The show got diminishing returns, for instance, from hiding the fact that Charlie Vickers’s Halbrand was Sauron past the point where the twist became apparent. In the the second season, Sauron returns in the disguise of the elven Annatar “lord of gifts” in a frankly terrible wig. Vickers, as a performer, is slyly compelling, like a caged weasel, but the show’s plotting relies on Frasier -esque extenuating circumstances in order to make sure he goes unrecognized by elves who would know better.

At a thousand-foot distance, The Rings of Power has the makings of a gripping adventure epic. At the level of individual scenes, the show tends to be cautious and programmatic. Rarely is any character funny.

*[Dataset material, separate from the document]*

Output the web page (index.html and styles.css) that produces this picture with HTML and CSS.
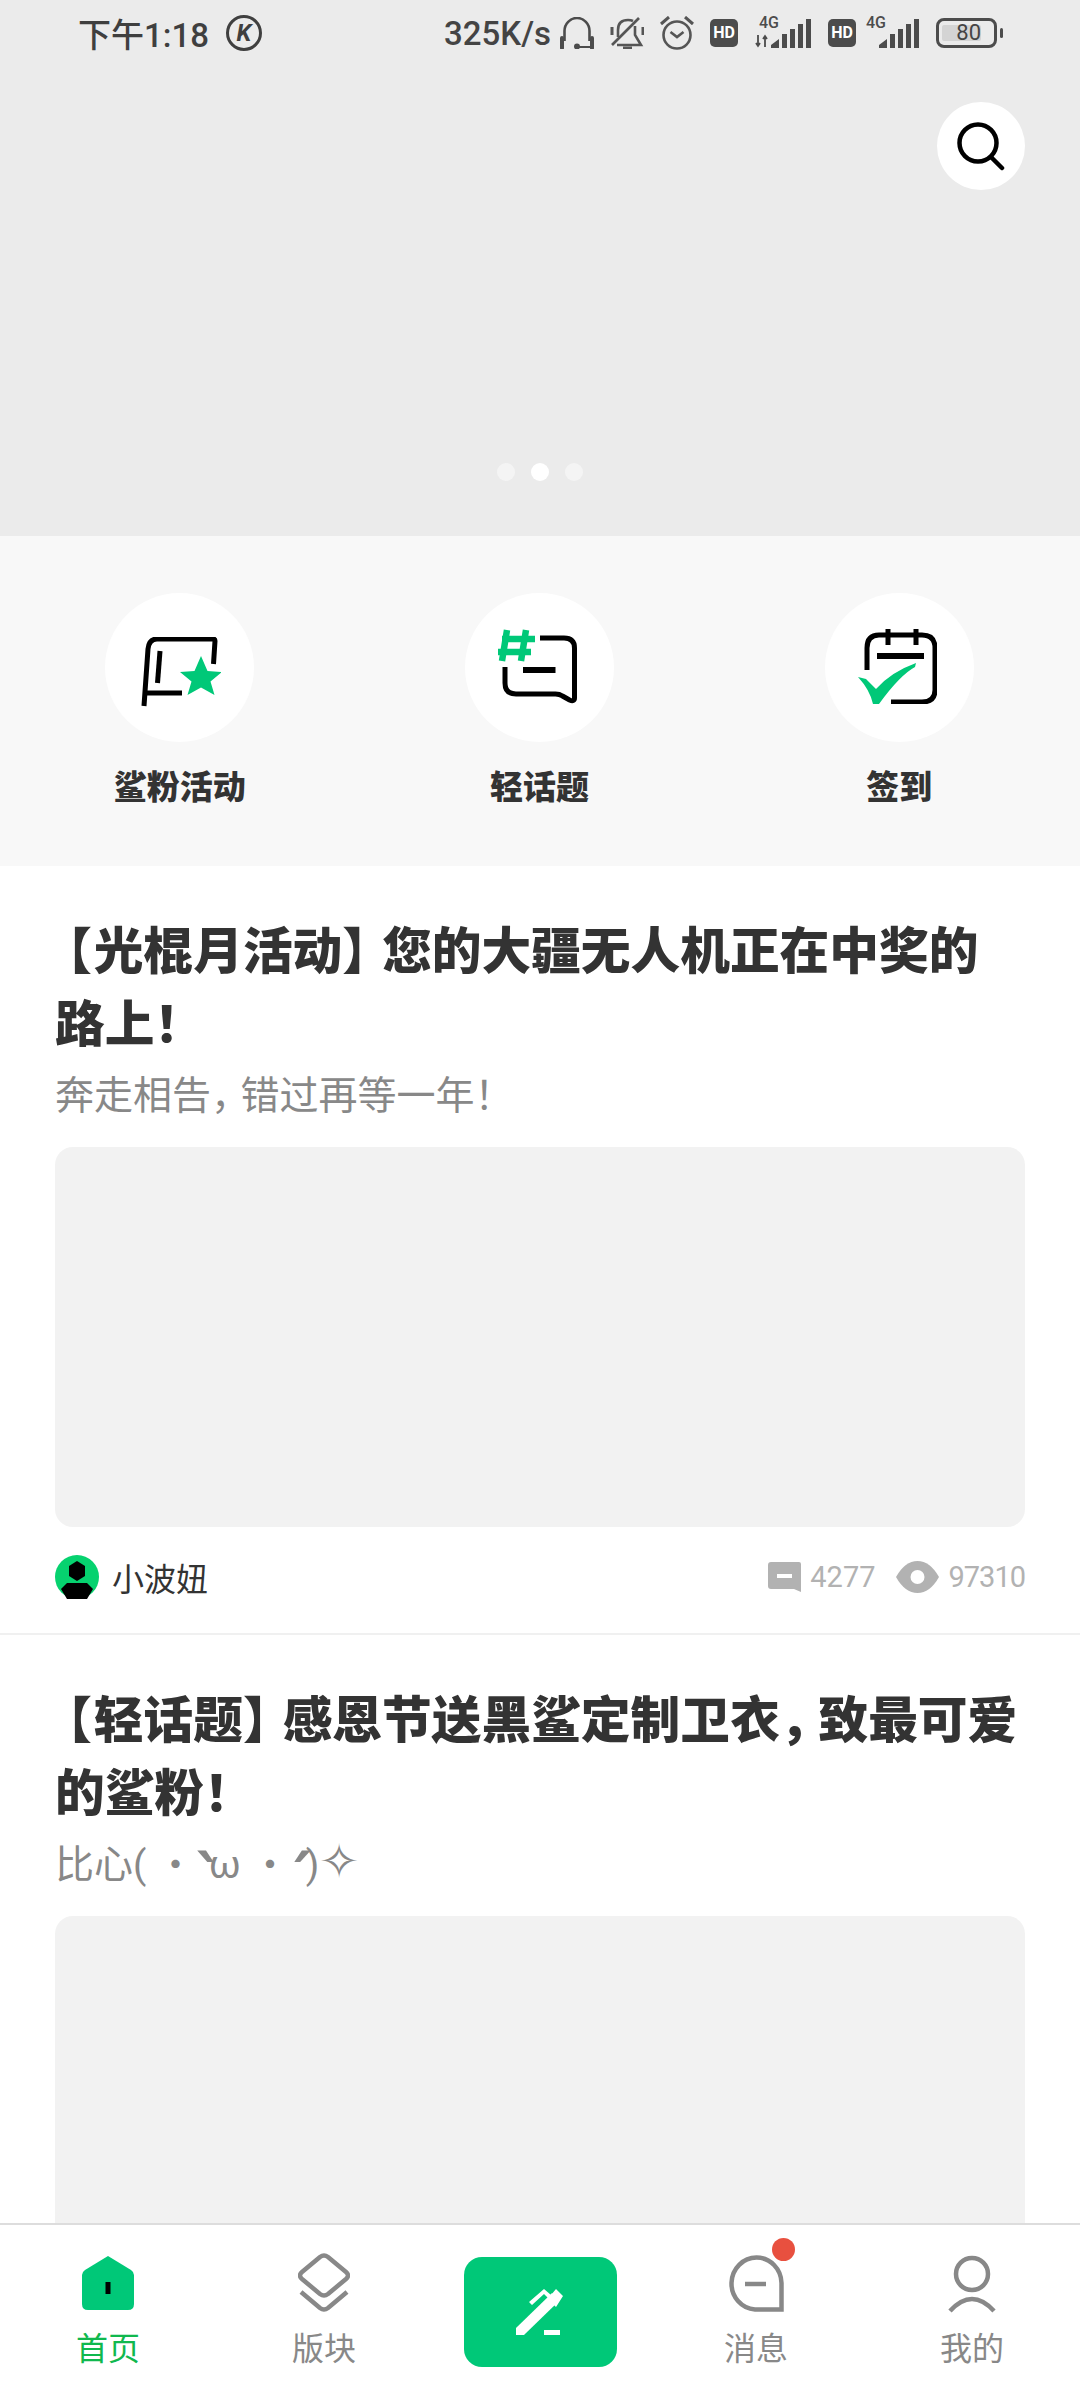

The dwarves get the closest, in scenes where Owain Arthur’s Prince Durin razzes Robert Aramayo’s suitably Niles-esque Elrond (sorry for all the Frasier references) — but the dialogue veers florid and leaden. That’s all in keeping with the nature of Tolkien’s own prose, and potentially an unfortunate byproduct of a story that focuses, more so than other Tolkien adaptations, heavily on near-immortal beings. But considering the achievement that is Peter Jackson’s monumental film trilogy, we know it’s possible to inject wit and whimsy into this universe in a way that doesn’t subtract from but in fact adds to the grandeur of the scene.

The best moments in those films use the small and weird gestures — Pippin goofily knocking over a skull in Moria, or Denethor crunching on a tomato — as avenues into the eldritch or grandly tragic: the arrival of the Balrog, or Gondor’s doomed stand in Osgiliath. Samwise Gamgee’s speech about goodness at the end of The Two Towers only lands with its force because you also know he’s a guy who loves “po-tay-toes.” In a season two episode, Rings of Power cribs that exact speech over a montage device.

But without character detail — the Harfoots get some of the show’s most generic writing — the gesture is empty. The Rings of Power gets stuck in narrative wide shots. There are moments of grandeur that satisfy a certain geekiness: The sight of the Elves’ tree shining bright in imitation of the light of Valinor stands out early in season two — even if, like many such moments, it’s over-juiced by Bear McCrearey’s sweeping but insistent score .

This is a show that longs for even the hackiest lines to leaven its self-seriousness, something along the lines of: Wow, crazy tree you got there . And so Amazon’s series invites unfavorable comparison to its darker, dirtier sibling prequel, HBO’s House of the Dragon , which toils under similar constrictions of inevitability but has found ways to make its characters surprising within known history. George R.

R. Martin’s work is itself a rough-and-tumble counter to Tolkien, and The Rings of Power shouldn’t do away with its high-mindedness and insert an orgy or anything. But in terms of televisual storytelling, there are lessons to be learned in the way House of the Dragon and Game of Thrones (especially early Thrones ) trusted their actors with play-like two-hander character scenes that enriched and, in fact, reinforced the fantasy world building.

Morfydd Clark and Vickers have a dangerous and sparky dynamic as Galadriel and Sauron, but rarely do they get to jam out with each other in the way Olivia Cooke and Emma D’Arcy do in Westeros. (Let Sauron put on a nun habit and try to seduce the elves’ most chaotic warrior!) Instead, so much of Rings of Power ’s dialogue is functional and expository. Tolkien’s works are full of metaphor and lore, songs sung by campfires and stories told by way of references to other epics.

He invented this world because he loved languages; Rings of Power ’s “Mithril production up 30 percent, let’s hope we don’t make the mountain mad;” “hahaha of course I’m not Sauron, look at my beautiful blond hair;” “oh boy I hope nobody tampered with my secret ring-making process” directness sells that short, How do these characters imagine themselves in the lineage of Middle Earth’s myths and legends? As hard as I’m being on The Rings of Power , the second season does improve as it progresses. While Amazon would prefer this review to leave out the specifics, suffice it to say that the plots all thread toward a big confrontation that gives some formerly isolated characters the chance to cross paths. The show’s budget gets funneled into big spectacle, including battle scenes and a cleverly choreographed duel between Galadriel and Sauron.

But old habits die hard, and The Rings of Power can’t shake its addiction to ponderous speechifying and thuddingly self-evident character reveals (one made me put my head in my hands as I watched). The frustration with those, aside from the obvious, is the space they take up in a show that has so much universe to explore. Middle Earth could be a sandbox of oddity and legend: I have so many questions about daily life in the Atlantis-esque Númenor (could we spend some time in the fish markets? Is there a local community theater scene? Petty court drama?) that get swept aside in a rote usurpation plot.

The Rings of Power is dutiful and familiar, lacking texture and imagination. Its tragedy is similar to the downfall of one of its main characters: the Elf craftsman Celebrimbor, who, in the show’s telling, is making the Rings of Power with Mithril to conjure a luster like the light of the Silmarils, which in turn contain something of the light of the elf homeland of Valinor. That’s like a reflection of another reflection, a photocopy of a photocopy, a work so contingent on re-creation it has little originality — a task so recursive it’s cursed from the start.